Jones wasn't able to make it the first time we were to meet. That was in Beverly Hills late last year at Senator Tom Coburn's hearings on China's intellectual property practices. I was invited because of the arguments I made regarding the IP issue in my book China, Inc. Coburn was interested in hearing what I had learned since the book was published last year. I went to Beverly Hills to say that the problem is one of the most serious challenges to American competitiveness and is growing worse.
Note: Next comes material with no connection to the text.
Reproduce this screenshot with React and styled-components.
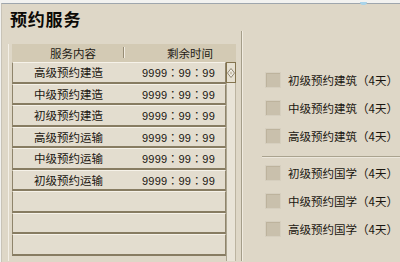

The World of No-Cost Competitors
Beverly Hills had the honor of hosting the hearings because to date the entertainment industry has been the most outspoken critic of China's policies. Dan Glickman, CEO of the Motion Picture Association of America, reported to the committee that for all its success around the world, America's entertainment industry makes almost no money in China. He noted that nearly any movie available in U.S. theaters and video rental shops is for sale on pirated DVDs in China. Glickman and other witnesses offered a sobering picture. Much of American industry has seen its trademarked, patented, copyrighted, and otherwise proprietary products get copied in China. Globally, the trade in pirated and counterfeit goods rakes in more than $500 billion annually. Chinese factories are responsible for as much as 70 percent of the world production of bogus goods.